The FCA has identified "significant shortcomings" in how well principal firms understand and comply with their regulatory responsibilities for their ARs. The regulator's work in this area includes:

  • targeted and proactive supervision of aspects of ARs' interactions with clients and principals’ oversight of their ARs, where it thinks the use of ARs is a particular driver of harm;
  • intensified scrutiny of all principals and applicants which intend to appoint ARs; and
  • consulting later this year on specific proposals to amend the AR regime.

In a pilot of the FCA's tougher approach to the appointment of ARs, flagged in the report, 50% of firms intending to appoint ARs either withdrew their applications or the regulator refused them, which suggests that it does not intend to make the appointment of an AR a mere formality.

The consultation due later this year will be key to understanding exactly how the FCA intends to address the harms it has identified, including insufficient oversight of ARs by principal firms and inadequate controls over their regulated activities.

FPO exemptions

The FPO is essential for unauthorised persons to be able to issue financial promotions without the communication being approved by an authorised person. Exemptions commonly relied on to target individual investors include those for high-net-worth and sophisticated individuals.

The report notes that the exemptions were last reviewed in 2005 and expresses concern that they are no longer fit for purpose. The FCA is concerned that unauthorised persons are increasingly relying on the exemptions in the FPO for high-net-worth and sophisticated investors to market high-risk investments. The FCA thinks significant changes are needed, in particular reforming the relevant quantitative thresholds and the process around self-certification and sees the exemptions as a significant vulnerability in the financial promotion regime.

ESG ratings providers

ESG ratings are rankings of the environmental, social and governance performance of companies or financial instruments and are likely to be of increasing relevance to fund managers' investment strategies.
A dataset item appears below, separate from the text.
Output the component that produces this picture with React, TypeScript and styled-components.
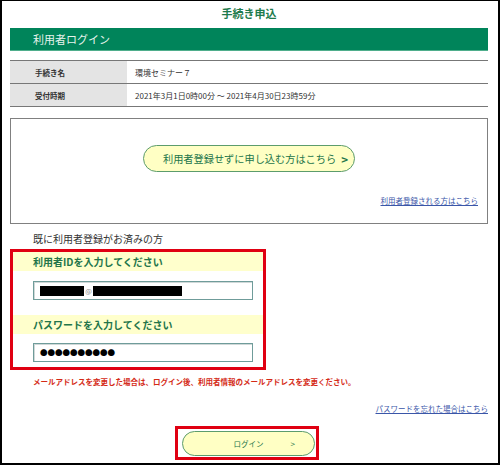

Their provision remains an unregulated activity and outside the FCA's remit, but this is coming under scrutiny as ESG plays a bigger part in investment and lending decisions.

Potential issues around ESG ratings include their hardwiring into investment processes and consequent potential for systemic impacts, a lack of transparency of methodologies and interpretability, the potential for providers to suffer from poor governance and conflicts of interest, and the significant costs for issuers of meeting data requests which vary between providers.

A recent International Organization of Securities Commissions consultation looked at the potential role for regulation of ESG ratings providers. This was also considered in the FCA's June 2021 consultation paper (CP21/18) on climate-related disclosures and the government's "Greening Finance: A Roadmap to Sustainable Investing" paper.

The FCA's work in this area is also referenced in its refreshed ESG strategy (November 2021). Next steps will be informed by responses to the CP21/18 consultation.

The overseas persons exclusion

The OPE allows an overseas person to carry on specified regulated business with UK clients on a cross-border basis without requiring UK authorisation, where the person might otherwise fall within the UK regulatory perimeter.

The report notes that the Treasury plans to review the exclusion, given the nature of financial services has changed significantly since the OPE was introduced in the 1980s (especially due to technology changes, increasingly international financial markets and Brexit). The nature and scale of activity that can be done in the UK without a permanent place of business in the UK, which is one of the conditions for the OPE to apply, has evolved considerably.

The Treasury plans to consult on potential changes to the UK’s regime for overseas firms and activities more widely, and will look at whether further regulatory powers are needed to address any deficiencies in regulatory oversight. The scope of any changes will be of interest to persons based overseas wishing to stay outside the scope of UK regulation despite a degree of UK activity.

The overseas funds regime for retail investment funds and MMFs

Following Brexit, the Temporary Marketing Permission Regime (TMPR) has allowed European Economic Area UCITS (undertakings for collective investment in transferable securities) to continue to be marketed in the UK. With the TMPR now extended to 31 December 2025, the Government is to introduce a new equivalence regime, the Overseas Funds Regime (OFR), to replace the passporting process for EEA UCITS. The regime is comprised of two separate regimes for retail investment funds and MMFs.

The OFR will allow categories of non-UK collective investment schemes (CIS) that are approved by the Treasury to be marketed by UK firms to the general public in the UK. The Treasury will assess whether the protections afforded to investors in an overseas jurisdiction's fund are comparable to the protections given to investors in comparable UK authorised CISs.

The new regime will be contained in Part 17 of FSMA, and the FCA will be consulting on amendments to the FCA Handbook to implement the OFR nearer the time.

Osborne Clarke comment

Many of the changes heralded in the perimeter report will be watched closely by the investment fund industry.

The AR regime is often used by first-time fund managers, so the upcoming reforms may have a significant impact on market entrants in particular. We are already seeing some umbrella firms altering their operating models with a view to providing services to fund managers outside the AR structure.

The proposed overhaul of FPO exemptions for high-net-worth and sophisticated individuals is also expected to impact the industry. These FPO exemptions are particularly relevant for overseas fund managers or other participants in marketing activity who are not authorised by the FCA. It remains to be seen whether changes to the FPO may also prompt a re-evaluation of the broadly equivalent exemptions to the restriction on promotion of unauthorised CISs by authorised firms.